Mike Bergeron is an architect who’s lived and worked in Silver Spring, Maryland for over three decades. Witnessing the militarization in the city left him practically speechless. “This is just crazy. It’s uncalled for. It’s crazy,” he said.
The COVID-19 pandemic already had enough force to make this year’s swearing-in ceremony untraditional, but add the insurrection two weeks ago at the Capitol building, and you have an event that even historians struggle to compare with the past.
“It’s amazing, I never thought there’d be a day that I’d see tanks on the streets of Washington D.C., blocking our Nation’s Capital and our seat of government,” said Jimmy Alexander, a contributor for WDVM’s sister station, DCW50. Alexander has lived and worked in Washington D.C. since 1997 — he’s lived through the highs and the lows, but seeing the extensive street closures and hefty military presence has left him in utter shock.
“It’s sad, when you see the razor wire as we’re watching right now… being put up like it’s a prison. It’s just unthinkable that this could happen in the United States.”Jimmy Alexander
On any normal day, the streets around the Capitol complex are bustling. Pedestrians are able to walk right up to the Capitol building themselves and check it out — you can get much closer to the Capitol itself than the White House. But, as we’re constantly reminded, we are not living in normal times. Crews started their work about one week early, erecting 8-foot steel fences topped with razor-wiring to line the Capitol and National Mall.

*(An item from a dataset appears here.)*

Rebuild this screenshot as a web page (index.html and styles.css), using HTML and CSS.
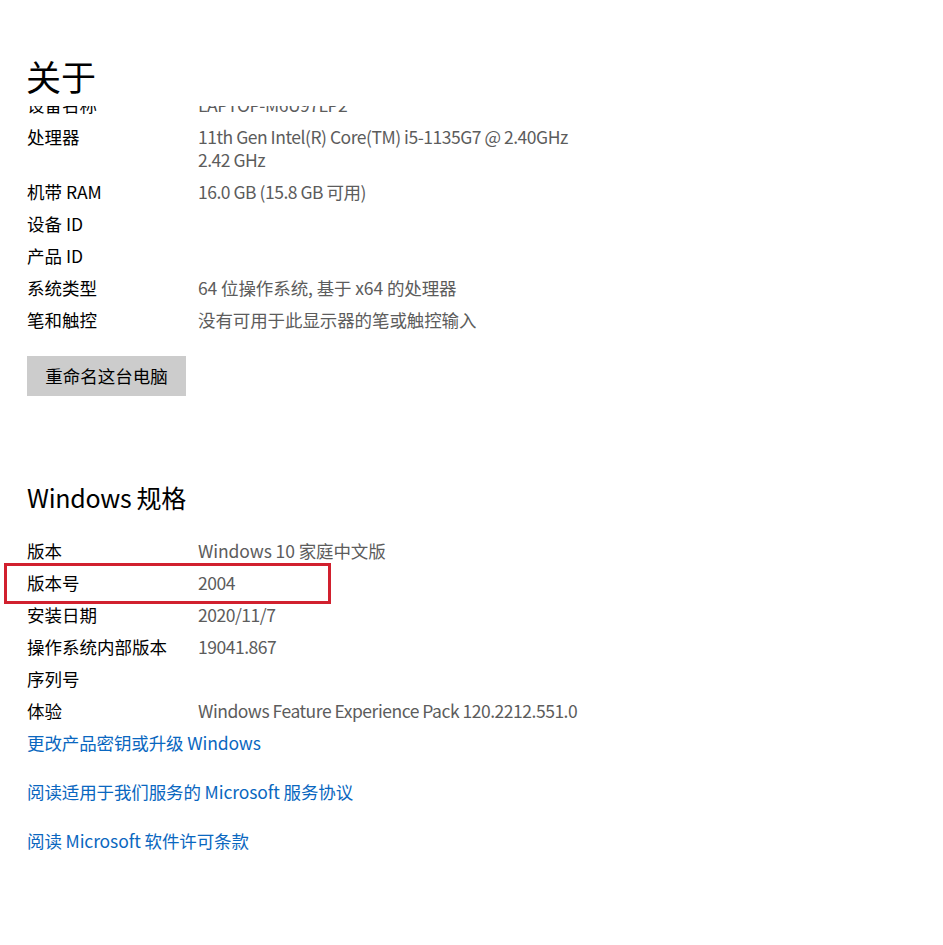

25,000 National Guard troops were deployed into D.C. from every state. Their task? Assuring a smooth and peaceful transition of power.
“But now I’m just roaming around the streets. And just, the feel of silence… of no noise… it irks you,” said Bergeron. “It’s going to be in my memory for sure.”
Alexander believes that a powerful message can be learned from all of this.
“We aren’t enemies. I think that’s the key. We are not enemies of somebody just because they have a different political affiliation. I don’t care if you’re Republican, Democrat, Libertarian, or Vegetarian,” he said. “We have more in common than we don’t.”